Although the conditions and characteristics of flow are widely agreed upon, there has been discussion about the nature of flow experience and how to measure it [ 3 ]. Based on Csikszentmihalyi’s conceptualization of flow, Abuhamdeh [17] argues that flow should be conceptualized as a highly enjoyable, optimal state of consciousness that should be distinguished from the conditions that elicit it. Nakamura and Csikszentmihalyi [18] point out that, as the flow state is, by definition, an autotelic experience (an end in itself), studying the consequences of flow is irrelevant, as the outcome is not what makes flow activities rewarding. What is also characteristic of flow experience is that individuals describing their flow experiences usually do not report sudden transitions between flow and non-flow states, which is important to note when researching flow. Therefore, setting boundaries for what is considered flow and what is not can be described as somewhat arbitrary. One solution to this dilemma has been to allow the participants of studies to decide for themselves whether the experience they had was flow or not and, if so, to ask follow-up questions about that experience [17].

An imperative goal in designing successful information systems is to place equal importance on both technical and social issues [5]. The enjoyment of an intrinsically motivated, goal-directed activity with an increasing challenge [20] makes information technology (IT) use a great source of flow experiences. The five characteristics of flow associated with flow experiences in the HTI context are pleasure, concentration, control, exploration, and challenge [21, 22]. Sharafi et al. [21] describe how an optimal combination of engagement modes with IT can help to facilitate flow. These engagement modes include enjoying/acceptance (the task provides an enjoyable challenge), efficiency/productivity (the challenge is possible to master), and ambition/curiosity (curiosity to find new challenges). The engagement mode involves the evaluation of the object, locus of control between the subject and the object (perceived challenge–skill balance), and intrinsic or extrinsic focus of motivation [21]. Aside from engagement modes, different types of behavioral and motivational orientations can also explain how a person experiences flow in the IT use context. Similar to the description of an autotelic personality [18] and how curiosity as a trait of an autotelic personality can indicate intrinsic motivation towards the use of technology [ 3 ], Sharafi et al. [21] suggest that an ‘autonomous orientation’ is expected to experience high levels of flow in IT use.

Closely related concepts to experiencing flow in the HTI context include cognitive absorption, techno–work engagement, and techno-eustress. Cognitive absorption [23] is a state of deep involvement with technology/software, and it is derived from many theories, including the definition of flow.

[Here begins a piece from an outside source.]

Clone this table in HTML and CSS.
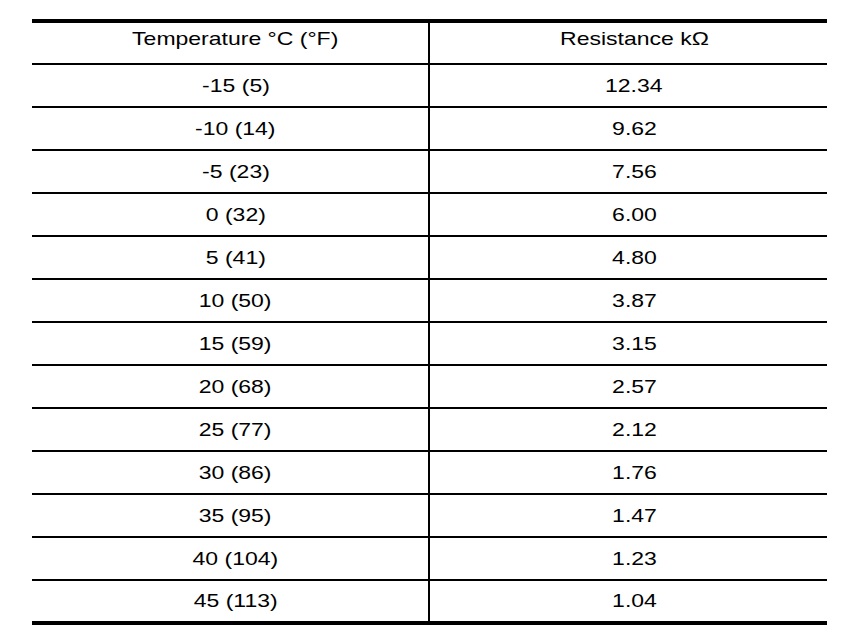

Tarafdar et al. [24] introduce a technostress trifecta, which includes techno-eustress—“positive and affirmative consequences relating to IS use and work tasks” (p. 15). The positive outcomes of technoeustress may include improved performance, increased efficiency, and enhanced innovations at work. Techno-eustress may also induce IT use-related heightened flow, enjoyment, and immersion [24]. Techno–work engagement is defined as a “positive and fulfilling well-being state or experience that is characterized by vigor, dedication, and absorption with respect to the use of technology at work” [25, p. 2]. However, techno–work engagement is a relatively new construct, and thus the relationship between techno–work engagement and flow experiences is still unclear [25]. 2.1.2. Software developers’ flow

Flow has been widely addressed in the work context (e.g., [19, 26, 27, 28]) and in the knowledge work context (e.g., [29, 30]). Especially in some professional groups, such as IT professionals (whose work is often complex and requires a high degree of concentration), deep involvement in activities that require a specific skillset and provide enough challenge enables the assigning of an intrinsic reward to the work one does [31].

Empirical studies addressing flow experiences in the software development context have mostly focused on productivity, presenting flow as one component of productive workdays. In these productivity studies, flow is mentioned when it comes to suggesting that developers should not be interrupted when in flow, but they do not address software developers’ flow experiences per se. Specifically, these studies have focused on how interruptions and task/context switches can be optimized so that software developers can have more productive workdays and experience more flow as a result [6, 7, 8, 9, 32, 33]. The few studies that do address software developers’ flow examine developers’ intention to code [ 3 ], their engagement in open-source projects [11], and flow in developer experience (software developers’ user experience) [10].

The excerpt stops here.